Reproduce, character for character, the lines below from the first through the one with "<title>Shortages</title>". Leave pictures out.

— start of Dataset content —

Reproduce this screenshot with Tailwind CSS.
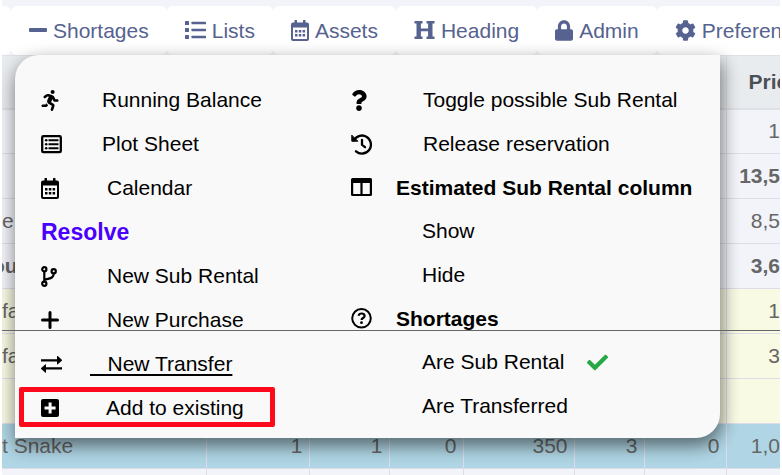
<!doctype html>
<html lang="en">
    <head>
        <meta charset="UTF-8">
        <meta name="viewport" content="width=device-width, initial-scale=1">

        <title>Shortages</title>

        <!-- TAILWIND -->
        <script src="https://cdn.jsdelivr.net/npm/@tailwindcss/browser@4"></script>
    </head>
    <body class="bg-white font-['Liberation_Sans',Arial,sans-serif] text-[21px] leading-6">

        <!-- PAGE -->
        <div class="relative mx-0.5 min-h-screen overflow-hidden bg-[#f3f4fa]">

            <!-- TABS -->
            <nav class="flex pt-1.5 text-[#56628f] whitespace-nowrap">

                <div class="w-[9px] shrink-0 bg-white rounded-r-md"></div>

                <a href="#" class="flex shrink-0 items-center gap-1.5 h-[49px] px-[18px] bg-white rounded-md">
                    <svg class="w-[18px] h-[21px]" viewBox="0 0 18 21" fill="currentColor"><rect y="8" width="18" height="4" rx="1"/></svg>
                    Shortages
                </a>

                <a href="#" class="flex shrink-0 items-center gap-1.5 h-[49px] px-[18px] bg-white rounded-md">
                    <svg class="w-[21px] h-[21px]" viewBox="0 0 21 21" fill="currentColor">
                        <rect y="1" width="4" height="4" rx=".6"/><rect y="8" width="4" height="4" rx=".6"/><rect y="15" width="4" height="4" rx=".6"/>
                        <rect x="6.500" y="1.700" width="14.500" height="2.600" rx=".6"/><rect x="6.500" y="8.700" width="14.500" height="2.600" rx=".6"/><rect x="6.500" y="15.700" width="14.500" height="2.600" rx=".6"/>
                    </svg>
                    Lists
                </a>

                <a href="#" class="flex shrink-0 items-center gap-1.5 h-[49px] px-[18px] bg-white rounded-md">
                    <svg class="w-[18px] h-[21px]" viewBox="0 0 18 21" fill="currentColor">
                        <path fill-rule="evenodd" d="M4 0h1.500q.5 0 .5.500V2.500h6V.5q0-.5.5-.5H14q.5 0 .5.500V2.500H16q2 0 2 2V19q0 2-2 2H2q-2 0-2-2V4.500q0-2 2-2h1.500V.5Q3.500 0 4 0zM2 7.500V18.500q0 .5.500.5h13q.5 0 .5-.5V7.500z"/>
                        <path d="M4 10h2.500v2.500H4zM7.800 10h2.500v2.500H7.800zM11.600 10h2.500v2.500h-2.500zM4 14h2.500v2.500H4zM7.800 14h2.500v2.500H7.800zM11.600 14h2.500v2.500h-2.500z"/>
                    </svg>
                    Assets
                </a>

                <a href="#" class="flex shrink-0 items-center gap-1.5 h-[49px] px-[18px] bg-white rounded-md">
                    <svg class="w-[21px] h-[21px]" viewBox="0 0 21 21" fill="currentColor"><path d="M.5 1h8v2.600H6.900V8.500h7.200V3.600h-1.600V1h8v2.600h-2v12.800h2V19h-8v-2.600h1.600v-5.100H6.900v5.100h1.600V19h-8v-2.600h2V3.600h-2z"/></svg>
                    Heading
                </a>

                <a href="#" class="flex shrink-0 items-center gap-1.5 h-[49px] px-[18px] bg-white rounded-md">
                    <svg class="w-[18px] h-[21px]" viewBox="0 0 448 512" fill="currentColor"><path d="M400 224h-24v-72C376 68.200 307.800 0 224 0S72 68.200 72 152v72H48c-26.500 0-48 21.500-48 48v192c0 26.500 21.500 48 48 48h352c26.500 0 48-21.500 48-48V272c0-26.500-21.500-48-48-48zm-104 0H152v-72c0-39.700 32.300-72 72-72s72 32.300 72 72v72z"/></svg>
                    Admin
                </a>

                <a href="#" class="flex shrink-0 items-center gap-1.5 h-[49px] px-[18px] bg-white rounded-md">
                    <svg class="w-[21px] h-[21px]" viewBox="0 0 512 512" fill="currentColor"><path d="M487.400 315.700l-42.600-24.600c4.300-23.200 4.300-47 0-70.200l42.600-24.600c4.900-2.800 7.100-8.600 5.500-14-11.100-35.600-30-67.800-54.700-94.600-3.800-4.100-10-5.100-14.800-2.300L380.800 110c-17.900-15.400-38.500-27.300-60.800-35.100V25.800c0-5.600-3.900-10.500-9.400-11.700-36.700-8.200-74.300-7.800-109.200 0-5.500 1.200-9.400 6.100-9.400 11.700V75c-22.200 7.900-42.800 19.800-60.800 35.100L88.700 85.500c-4.900-2.800-11-1.900-14.800 2.300-24.700 26.700-43.600 58.900-54.700 94.600-1.700 5.400.6 11.200 5.500 14L67.300 221c-4.300 23.200-4.300 47 0 70.200l-42.600 24.600c-4.900 2.800-7.100 8.600-5.500 14 11.100 35.600 30 67.800 54.700 94.600 3.800 4.100 10 5.100 14.800 2.300l42.600-24.600c17.900 15.400 38.500 27.300 60.800 35.100v49.200c0 5.600 3.900 10.500 9.400 11.700 36.700 8.200 74.300 7.800 109.200 0 5.500-1.200 9.400-6.100 9.400-11.700v-49.200c22.200-7.900 42.800-19.800 60.800-35.100l42.600 24.600c4.900 2.800 11 1.900 14.800-2.300 24.700-26.700 43.600-58.900 54.700-94.600 1.500-5.500-.7-11.300-5.600-14.100zM256 336c-44.100 0-80-35.900-80-80s35.900-80 80-80 80 35.900 80 80-35.900 80-80 80z"/></svg>
                    Preferences
                </a>
            </nav>

            <!-- TABLE -->
            <table class="w-full table-fixed border-collapse text-right whitespace-nowrap text-[#666]">
                <colgroup>
                    <col>
                    <col class="w-[103px]">
                    <col class="w-20">
                    <col class="w-[74px]">
                    <col class="w-[111px]">
                    <col class="w-[70px]">
                    <col class="w-[82px]">
                    <col class="w-[54px]">
                </colgroup>
                <thead>
                    <tr class="h-[53px] bg-[#e9ecef] border-t border-b-2 border-[#dee2e6] text-[#495057]">
                        <th class="border-r border-[#dee2e6]"></th>
                        <th class="border-r border-[#dee2e6]"></th>
                        <th class="border-r border-[#dee2e6]"></th>
                        <th class="border-r border-[#dee2e6]"></th>
                        <th class="border-r border-[#dee2e6]"></th>
                        <th class="border-r border-[#dee2e6]"></th>
                        <th class="border-r border-[#dee2e6]"></th>
                        <th class="pl-[22px] overflow-hidden text-left">Price</th>
                    </tr>
                </thead>
                <tbody>
                    <tr class="h-[45px] border-b border-[#dcdde8]">
                        <td colspan="7" class="border-r border-[#dcdde8]"></td>
                        <td>1</td>
                    </tr>
                    <tr class="h-[45px] border-b border-[#dcdde8] font-bold">
                        <td colspan="7" class="border-r border-[#dcdde8]"></td>
                        <td>13,5</td>
                    </tr>
                    <tr class="h-[45px] border-b border-[#dcdde8]">
                        <td colspan="7" class="border-r border-[#dcdde8] text-left">e</td>
                        <td>8,5</td>
                    </tr>
                    <tr class="h-[45px] border-b border-[#dcdde8] font-bold">
                        <td colspan="7" class="border-r border-[#dcdde8] text-left"><span class="-ml-2.5">ou</span></td>
                        <td>3,6</td>
                    </tr>
                    <tr class="h-[45px] bg-[#f8fae3] border-b border-[#dcdde8]">
                        <td colspan="7" class="border-r border-[#dcdde8] text-left">fa</td>
                        <td>1</td>
                    </tr>
                    <tr class="h-[45px] bg-[#f8fae3] border-b border-[#dcdde8]">
                        <td colspan="7" class="border-r border-[#dcdde8] text-left">fa</td>
                        <td>3</td>
                    </tr>
                    <tr class="h-[45px] bg-[#f8fae3] border-b border-[#dcdde8]">
                        <td colspan="7" class="border-r border-[#dcdde8]"></td>
                        <td></td>
                    </tr>
                    <tr class="h-[45px] bg-[#b0d6e5] border-b border-[#dcdde8]">
                        <td class="border-r border-[#dcdde8] text-left">t Snake</td>
                        <td class="border-r border-[#dcdde8] pr-1.5">1</td>
                        <td class="border-r border-[#dcdde8] pr-1.5">1</td>
                        <td class="border-r border-[#dcdde8] pr-1.5">0</td>
                        <td class="border-r border-[#dcdde8] pr-1.5">350</td>
                        <td class="border-r border-[#dcdde8] pr-1.5">3</td>
                        <td class="border-r border-[#dcdde8] pr-1.5">0</td>
                        <td>1,0</td>
                    </tr>
                    <tr class="h-2">
                        <td class="border-r border-[#dcdde8]"></td>
                        <td class="border-r border-[#dcdde8]"></td>
                        <td class="border-r border-[#dcdde8]"></td>
                        <td class="border-r border-[#dcdde8]"></td>
                        <td class="border-r border-[#dcdde8]"></td>
                        <td class="border-r border-[#dcdde8]"></td>
                        <td class="border-r border-[#dcdde8]"></td>
                        <td></td>
                    </tr>
                </tbody>
            </table>

            <!-- MENU -->
            <div class="absolute top-[55px] left-[13px] grid w-[705px] grid-cols-[310px_1fr] pt-[23px] pr-5 pb-2 pl-[26px] bg-[#f9f9f9] rounded-tl-3xl rounded-br-3xl text-black whitespace-nowrap shadow-[2px_8px_16px_rgba(0,0,0,0.3),0_6px_20px_rgba(0,0,0,0.3)]">

                <!-- REPORTS AND RESOLVE -->
                <ul>
                    <li>
                        <a href="#" class="flex h-11 items-center">
                            <span class="w-[61px]">
                                <svg class="w-[18px] h-[21px]" viewBox="0 0 416 512" fill="currentColor"><path d="M272 96c26.510 0 48-21.490 48-48S298.510 0 272 0s-48 21.490-48 48 21.490 48 48 48zM113.690 317.470l-14.800 34.520H32c-17.670 0-32 14.330-32 32s14.330 32 32 32h77.450c19.250 0 36.580-11.440 44.110-29.090l8.790-20.520-10.670-6.300c-17.320-10.230-30.060-25.370-37.990-42.610zM384 223.990h-44.030l-26.060-53.250c-12.500-25.550-35.450-44.230-61.780-50.940l-71.080-21.140c-28.300-6.800-57.770-.55-80.840 17.140l-39.670 30.410c-14.030 10.750-16.690 30.830-5.940 44.860s30.840 16.690 44.860 5.940l39.660-30.410c7.670-5.890 17.440-8 25.270-6.140l14.700 4.370-37.460 87.390c-12.620 29.480-1.310 64.010 26.300 80.310l84.980 50.170-27.470 87.730c-5.280 16.860 4.110 34.820 20.970 40.090 3.190 1 6.410 1.480 9.580 1.480 13.610 0 26.230-8.770 30.520-22.450l31.640-101.060c5.910-20.770-2.890-43.080-21.640-54.390l-61.240-36.140 31.310-78.280 20.270 41.430c8 16.340 24.920 26.890 43.110 26.890H384c17.670 0 32-14.330 32-32s-14.330-31.990-32-31.990z"/></svg>
                            </span>
                            Running Balance
                        </a>
                    </li>
                    <li>
                        <a href="#" class="flex h-11 items-center">
                            <span class="w-[61px]">
                                <svg class="w-[21px] h-[21px]" viewBox="0 0 21 21" fill="currentColor">
                                    <rect x="1.200" y="2.200" width="18.600" height="16" rx="1.200" fill="none" stroke="currentColor" stroke-width="2.300"/>
                                    <circle cx="5.200" cy="6.200" r="1.300"/><circle cx="5.200" cy="10.200" r="1.300"/><circle cx="5.200" cy="14.200" r="1.300"/>
                                    <path d="M7.500 5.200h10v2h-10zM7.500 9.200h10v2h-10zM7.500 13.200h10v2h-10z"/>
                                </svg>
                            </span>
                            Plot Sheet
                        </a>
                    </li>
                    <li>
                        <a href="#" class="flex h-11 items-center">
                            <span class="w-[66px]">
                                <svg class="w-[18px] h-[21px]" viewBox="0 0 18 21" fill="currentColor">
                                    <path fill-rule="evenodd" d="M4 0h1.500q.5 0 .5.500V2.500h6V.5q0-.5.5-.5H14q.5 0 .5.500V2.500H16q2 0 2 2V19q0 2-2 2H2q-2 0-2-2V4.500q0-2 2-2h1.500V.5Q3.500 0 4 0zM2 7.500V18.500q0 .5.500.5h13q.5 0 .5-.5V7.500z"/>
                                    <path d="M4 10h2.500v2.500H4zM7.800 10h2.500v2.500H7.800zM11.600 10h2.500v2.500h-2.500zM4 14h2.500v2.500H4zM7.800 14h2.500v2.500H7.800zM11.600 14h2.500v2.500h-2.500z"/>
                                </svg>
                            </span>
                            Calendar
                        </a>
                    </li>
                    <li>
                        <h3 class="flex h-11 items-center text-[23px] font-bold text-[#4a00ff]">Resolve</h3>
                    </li>
                    <li>
                        <a href="#" class="flex h-11 items-center">
                            <span class="w-[66px]">
                                <svg class="w-4 h-[21px]" viewBox="0 0 16 21" fill="none" stroke="currentColor" stroke-width="2.200">
                                    <circle cx="3.300" cy="3.300" r="2.100"/><circle cx="12.700" cy="5.300" r="2.100"/><circle cx="3.300" cy="17.700" r="2.100"/>
                                    <path d="M3.300 5.500v10M12.700 7.500c0 5-4 4.500-9.400 6.500"/>
                                </svg>
                            </span>
                            New Sub Rental
                        </a>
                    </li>
                    <li>
                        <a href="#" class="flex h-11 items-center">
                            <span class="w-[66px]">
                                <svg class="w-[18px] h-[21px]" viewBox="0 0 18 21" fill="none" stroke="currentColor" stroke-width="3" stroke-linecap="round"><path d="M9 2.500v15M1.500 10h15"/></svg>
                            </span>
                            New Purchase
                        </a>
                    </li>
                    <li>
                        <a href="#" class="flex h-11 items-center">
                            <span class="w-[49px]">
                                <svg class="w-[21px] h-[21px]" viewBox="0 0 21 21" fill="currentColor"><path d="M0 5.200h16V2.500q0-1 .8-.4l4 3.600q.5.500 0 1l-4 3.600q-.8.600-.8-.4V7.500H0zM21 13.300H5v-2.500q0-1-.8-.4l-4 3.600q-.5.500 0 1l4 3.600q.8.600.8-.4v-2.600h16z"/></svg>
                            </span>
                            <span class="underline decoration-2 underline-offset-3">&nbsp;&nbsp;&nbsp;New Transfer</span>
                        </a>
                    </li>
                    <li class="relative">
                        <a href="#" class="flex h-11 items-center">
                            <span class="w-[65px]">
                                <svg class="w-[18px] h-[21px]" viewBox="0 0 18 21" fill="currentColor"><path fill-rule="evenodd" d="M2 1h14q2 0 2 2v14q0 2-2 2H2q-2 0-2-2V3q0-2 2-2zM7.600 4.500v4H3.500v3h4.100v4h3v-4h4v-3h-4v-4z"/></svg>
                            </span>
                            Add to existing
                        </a>
                        <span class="absolute top-px -left-[22px] h-10 w-64 border-5 border-[#ff0a1c] rounded-xs pointer-events-none"></span>
                    </li>
                </ul>

                <!-- SUB RENTAL AND SHORTAGES -->
                <ul>
                    <li>
                        <a href="#" class="flex h-11 items-center">
                            <span class="w-[72px]">
                                <svg class="w-4 h-[21px]" viewBox="0 0 384 512" fill="currentColor"><path d="M202.021 0C122.202 0 70.503 32.703 29.914 91.026c-7.363 10.580-5.093 25.086 5.178 32.874l43.138 32.709c10.373 7.865 25.132 6.026 33.253-4.148 25.049-31.381 43.630-49.449 82.757-49.449 30.764 0 68.816 19.799 68.816 49.631 0 22.552-18.617 34.134-48.993 51.164-35.423 19.860-82.299 44.576-82.299 106.405V320c0 13.255 10.745 24 24 24h72.471c13.255 0 24-10.745 24-24v-5.773c0-42.860 125.268-44.645 125.268-160.627C377.504 66.256 286.902 0 202.021 0zM192 373.459c-38.196 0-69.271 31.075-69.271 69.271 0 38.195 31.075 69.270 69.271 69.270s69.271-31.075 69.271-69.271-31.075-69.270-69.271-69.270z"/></svg>
                            </span>
                            Toggle possible Sub Rental
                        </a>
                    </li>
                    <li>
                        <a href="#" class="flex h-11 items-center">
                            <span class="w-[72px]">
                                <svg class="w-[21px] h-[21px]" viewBox="0 0 21 21" fill="none" stroke="currentColor" stroke-width="2.300" stroke-linecap="round">
                                    <path d="M3 6.300A9 9 0 1 1 5 17.300M11 5.800v5l3 2.400"/>
                                    <path d="M.8 1.500v5.700h5.700z" fill="currentColor" stroke-width="1" stroke-linejoin="round"/>
                                </svg>
                            </span>
                            Release reservation
                        </a>
                    </li>
                    <li>
                        <h3 class="flex h-[43px] items-center font-bold">
                            <span class="w-[45px]">
                                <svg class="w-[21px] h-[21px]" viewBox="0 0 21 21" fill="currentColor"><path fill-rule="evenodd" d="M1.500 1h18q1.500 0 1.500 1.500v15q0 1.500-1.500 1.500h-18Q0 19 0 17.500v-15Q0 1 1.500 1zM2.200 6v11h7.200V6zM11.600 6v11h7.200V6z"/></svg>
                            </span>
                            Estimated Sub Rental column
                        </h3>
                    </li>
                    <li>
                        <a href="#" class="flex h-11 items-center pl-[71px]">Show</a>
                    </li>
                    <li>
                        <a href="#" class="flex h-11 items-center pl-[71px]">Hide</a>
                    </li>
                    <li>
                        <h3 class="flex h-[43px] items-center font-bold">
                            <span class="w-[45px]">
                                <svg class="w-[21px] h-[21px]" viewBox="0 0 21 21" fill="none" stroke="currentColor" stroke-width="2">
                                    <circle cx="10.500" cy="10.300" r="9.300"/>
                                    <path d="M7.500 7.800C8 6 9.200 5.500 10.600 5.500c1.700 0 3 .9 3 2.400 0 2.200-3 2-3 4.100" stroke-width="2.200"/>
                                    <circle cx="10.500" cy="14.700" r="1.400" fill="currentColor" stroke="none"/>
                                </svg>
                            </span>
                            Shortages
                        </h3>
                    </li>
                    <li>
                        <a href="#" class="flex h-11 items-center gap-[23px] pl-[71px]">
                            Are Sub Rental
                            <svg class="w-[21px] h-[21px] text-[#28a745]" viewBox="0 0 512 512" fill="currentColor"><path d="M173.898 439.404l-166.400-166.400c-9.997-9.997-9.997-26.206 0-36.204l36.203-36.204c9.997-9.998 26.207-9.998 36.204 0L192 312.690 432.095 72.596c9.997-9.997 26.207-9.997 36.204 0l36.203 36.204c9.997 9.997 9.997 26.206 0 36.204l-294.400 294.401c-9.998 9.997-26.207 9.997-36.204-.001z"/></svg>
                        </a>
                    </li>
                    <li>
                        <a href="#" class="flex h-11 items-center pl-[71px]">Are Transferred</a>
                    </li>
                </ul>
            </div>

            <!-- RULE -->
            <div class="absolute inset-x-0 top-[330px] h-px bg-[#666]"></div>
        </div>
    </body>
</html>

— end of Dataset content —

» Solution to the problem:
Reproduce this screenshot with Tailwind CSS.
<!doctype html>
<html lang="en">
    <head>
        <meta charset="UTF-8">
        <meta name="viewport" content="width=device-width, initial-scale=1">

        <title>Shortages</title>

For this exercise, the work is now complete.